• **TO BE DONE**
Identify the lines that contain the word "this" and copy each one.

==== EXTRACTED INFORMATION ====

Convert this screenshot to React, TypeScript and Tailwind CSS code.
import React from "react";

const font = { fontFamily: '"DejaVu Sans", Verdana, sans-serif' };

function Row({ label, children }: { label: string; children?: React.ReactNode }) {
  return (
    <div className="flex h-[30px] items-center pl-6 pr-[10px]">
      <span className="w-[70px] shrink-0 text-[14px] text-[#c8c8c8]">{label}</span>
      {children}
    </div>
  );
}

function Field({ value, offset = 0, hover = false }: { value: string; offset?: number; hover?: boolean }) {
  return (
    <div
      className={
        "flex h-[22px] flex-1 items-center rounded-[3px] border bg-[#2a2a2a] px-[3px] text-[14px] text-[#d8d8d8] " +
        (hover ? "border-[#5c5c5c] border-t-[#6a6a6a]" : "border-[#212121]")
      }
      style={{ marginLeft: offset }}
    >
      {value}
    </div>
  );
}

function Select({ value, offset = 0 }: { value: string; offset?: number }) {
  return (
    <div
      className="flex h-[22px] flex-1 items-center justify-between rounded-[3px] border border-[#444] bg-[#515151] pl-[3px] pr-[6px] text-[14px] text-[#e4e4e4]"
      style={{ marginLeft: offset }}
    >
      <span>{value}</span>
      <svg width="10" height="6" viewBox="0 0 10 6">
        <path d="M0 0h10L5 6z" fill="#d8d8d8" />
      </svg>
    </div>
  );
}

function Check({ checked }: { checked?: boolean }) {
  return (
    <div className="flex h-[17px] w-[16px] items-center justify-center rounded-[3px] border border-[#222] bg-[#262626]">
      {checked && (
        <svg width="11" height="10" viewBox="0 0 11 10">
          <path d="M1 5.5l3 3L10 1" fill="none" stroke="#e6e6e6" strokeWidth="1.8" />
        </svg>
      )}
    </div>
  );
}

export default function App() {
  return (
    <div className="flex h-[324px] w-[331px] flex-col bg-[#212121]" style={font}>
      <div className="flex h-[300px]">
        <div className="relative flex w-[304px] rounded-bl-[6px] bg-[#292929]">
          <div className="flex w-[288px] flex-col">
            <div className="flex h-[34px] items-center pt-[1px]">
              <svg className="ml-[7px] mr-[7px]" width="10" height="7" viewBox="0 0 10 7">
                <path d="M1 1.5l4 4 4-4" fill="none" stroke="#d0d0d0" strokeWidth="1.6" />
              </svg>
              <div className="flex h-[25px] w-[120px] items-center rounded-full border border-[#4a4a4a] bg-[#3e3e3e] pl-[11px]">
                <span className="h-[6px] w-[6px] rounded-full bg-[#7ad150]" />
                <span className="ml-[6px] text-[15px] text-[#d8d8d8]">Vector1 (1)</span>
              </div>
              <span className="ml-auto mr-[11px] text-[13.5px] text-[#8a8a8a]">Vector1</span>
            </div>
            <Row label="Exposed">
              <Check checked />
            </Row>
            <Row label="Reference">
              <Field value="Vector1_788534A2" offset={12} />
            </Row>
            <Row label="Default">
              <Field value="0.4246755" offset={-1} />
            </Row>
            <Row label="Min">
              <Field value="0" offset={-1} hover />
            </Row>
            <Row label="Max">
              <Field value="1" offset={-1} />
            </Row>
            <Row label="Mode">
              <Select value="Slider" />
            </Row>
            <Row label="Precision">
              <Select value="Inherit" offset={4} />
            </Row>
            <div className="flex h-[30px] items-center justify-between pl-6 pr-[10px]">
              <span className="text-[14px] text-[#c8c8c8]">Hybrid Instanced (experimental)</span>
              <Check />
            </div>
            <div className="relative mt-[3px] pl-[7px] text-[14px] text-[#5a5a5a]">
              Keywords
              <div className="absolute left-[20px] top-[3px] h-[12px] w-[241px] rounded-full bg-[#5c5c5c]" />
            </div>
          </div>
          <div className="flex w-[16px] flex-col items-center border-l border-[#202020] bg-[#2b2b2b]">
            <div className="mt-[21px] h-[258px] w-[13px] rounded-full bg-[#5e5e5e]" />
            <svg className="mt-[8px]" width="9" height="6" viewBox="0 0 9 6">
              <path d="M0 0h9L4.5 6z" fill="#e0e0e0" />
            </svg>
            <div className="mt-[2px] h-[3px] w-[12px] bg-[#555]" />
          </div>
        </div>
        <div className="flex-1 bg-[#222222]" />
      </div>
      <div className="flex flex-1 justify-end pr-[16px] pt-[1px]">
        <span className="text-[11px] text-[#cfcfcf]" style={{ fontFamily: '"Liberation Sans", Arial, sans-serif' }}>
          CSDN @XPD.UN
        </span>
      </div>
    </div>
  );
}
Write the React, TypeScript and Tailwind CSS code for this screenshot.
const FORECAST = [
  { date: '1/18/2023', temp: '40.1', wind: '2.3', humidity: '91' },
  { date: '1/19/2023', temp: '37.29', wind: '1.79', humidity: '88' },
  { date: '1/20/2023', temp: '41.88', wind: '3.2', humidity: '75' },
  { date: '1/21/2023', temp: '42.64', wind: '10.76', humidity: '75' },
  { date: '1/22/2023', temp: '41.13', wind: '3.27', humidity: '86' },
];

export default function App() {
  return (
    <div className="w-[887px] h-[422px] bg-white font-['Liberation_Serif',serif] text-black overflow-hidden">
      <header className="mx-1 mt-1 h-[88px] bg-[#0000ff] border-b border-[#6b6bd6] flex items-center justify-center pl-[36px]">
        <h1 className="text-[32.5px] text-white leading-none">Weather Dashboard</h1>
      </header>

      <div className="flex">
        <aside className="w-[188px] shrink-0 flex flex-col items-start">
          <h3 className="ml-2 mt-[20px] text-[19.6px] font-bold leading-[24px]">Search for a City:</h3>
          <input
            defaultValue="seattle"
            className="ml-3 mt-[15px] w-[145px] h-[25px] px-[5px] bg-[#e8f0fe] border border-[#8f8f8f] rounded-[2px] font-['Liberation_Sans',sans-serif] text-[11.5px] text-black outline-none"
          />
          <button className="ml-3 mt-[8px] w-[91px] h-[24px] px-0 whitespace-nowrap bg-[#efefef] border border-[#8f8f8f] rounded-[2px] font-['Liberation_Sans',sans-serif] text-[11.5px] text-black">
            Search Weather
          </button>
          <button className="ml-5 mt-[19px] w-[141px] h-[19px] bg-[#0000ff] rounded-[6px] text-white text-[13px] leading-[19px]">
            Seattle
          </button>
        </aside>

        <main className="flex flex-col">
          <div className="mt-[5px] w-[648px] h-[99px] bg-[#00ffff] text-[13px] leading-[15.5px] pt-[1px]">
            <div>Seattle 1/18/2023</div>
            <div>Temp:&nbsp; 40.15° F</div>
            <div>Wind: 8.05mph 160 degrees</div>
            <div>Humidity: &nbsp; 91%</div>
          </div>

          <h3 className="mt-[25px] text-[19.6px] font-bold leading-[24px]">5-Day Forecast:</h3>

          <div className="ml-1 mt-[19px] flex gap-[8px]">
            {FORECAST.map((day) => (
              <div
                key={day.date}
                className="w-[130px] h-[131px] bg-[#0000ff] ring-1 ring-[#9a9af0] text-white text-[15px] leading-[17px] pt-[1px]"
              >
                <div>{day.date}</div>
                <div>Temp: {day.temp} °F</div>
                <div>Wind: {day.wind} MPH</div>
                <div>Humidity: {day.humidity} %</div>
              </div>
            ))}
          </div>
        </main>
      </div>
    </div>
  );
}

====
==== EXTRACTED INFORMATION ====

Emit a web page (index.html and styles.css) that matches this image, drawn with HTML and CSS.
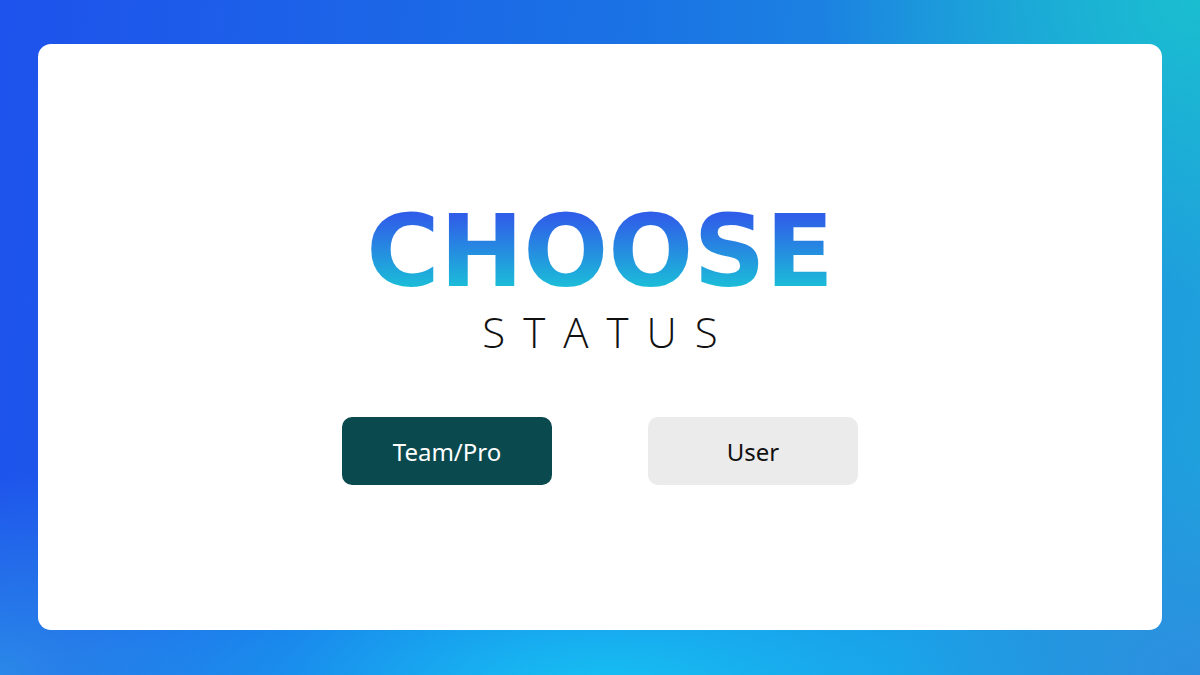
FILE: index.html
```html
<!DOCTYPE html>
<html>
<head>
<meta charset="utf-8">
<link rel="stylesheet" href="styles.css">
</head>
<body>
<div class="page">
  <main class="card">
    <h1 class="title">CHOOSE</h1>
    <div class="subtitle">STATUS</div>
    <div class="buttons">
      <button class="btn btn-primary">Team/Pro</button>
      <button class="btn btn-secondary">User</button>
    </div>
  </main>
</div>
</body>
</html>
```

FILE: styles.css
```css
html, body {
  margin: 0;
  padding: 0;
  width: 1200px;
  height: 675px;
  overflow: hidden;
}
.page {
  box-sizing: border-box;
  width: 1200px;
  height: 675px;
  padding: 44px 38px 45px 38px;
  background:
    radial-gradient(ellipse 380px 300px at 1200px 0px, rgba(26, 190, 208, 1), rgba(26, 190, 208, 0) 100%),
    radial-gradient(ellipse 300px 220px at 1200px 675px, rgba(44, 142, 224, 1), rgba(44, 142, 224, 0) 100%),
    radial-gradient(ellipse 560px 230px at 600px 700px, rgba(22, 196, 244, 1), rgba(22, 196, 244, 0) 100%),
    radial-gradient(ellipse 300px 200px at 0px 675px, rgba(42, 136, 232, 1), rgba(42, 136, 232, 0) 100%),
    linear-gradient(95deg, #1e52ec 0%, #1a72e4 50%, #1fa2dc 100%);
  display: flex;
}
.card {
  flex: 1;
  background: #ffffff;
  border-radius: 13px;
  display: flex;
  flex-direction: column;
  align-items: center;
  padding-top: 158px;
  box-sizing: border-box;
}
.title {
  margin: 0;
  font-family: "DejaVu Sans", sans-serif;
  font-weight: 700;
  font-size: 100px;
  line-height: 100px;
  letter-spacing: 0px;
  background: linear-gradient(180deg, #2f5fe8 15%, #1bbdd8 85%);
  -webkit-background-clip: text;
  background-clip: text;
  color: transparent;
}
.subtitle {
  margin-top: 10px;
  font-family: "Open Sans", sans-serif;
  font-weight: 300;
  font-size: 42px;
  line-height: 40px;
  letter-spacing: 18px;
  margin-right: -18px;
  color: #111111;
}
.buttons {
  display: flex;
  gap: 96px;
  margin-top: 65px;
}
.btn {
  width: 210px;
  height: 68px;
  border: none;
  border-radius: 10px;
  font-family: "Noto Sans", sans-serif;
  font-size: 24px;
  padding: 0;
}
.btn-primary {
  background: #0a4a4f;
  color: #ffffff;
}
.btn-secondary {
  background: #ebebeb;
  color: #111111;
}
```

====

• **SOLUTION TO THE PROBLEM**
Convert this screenshot to React, TypeScript and Tailwind CSS code.
Write the React, TypeScript and Tailwind CSS code for this screenshot.
Emit a web page (index.html and styles.css) that matches this image, drawn with HTML and CSS.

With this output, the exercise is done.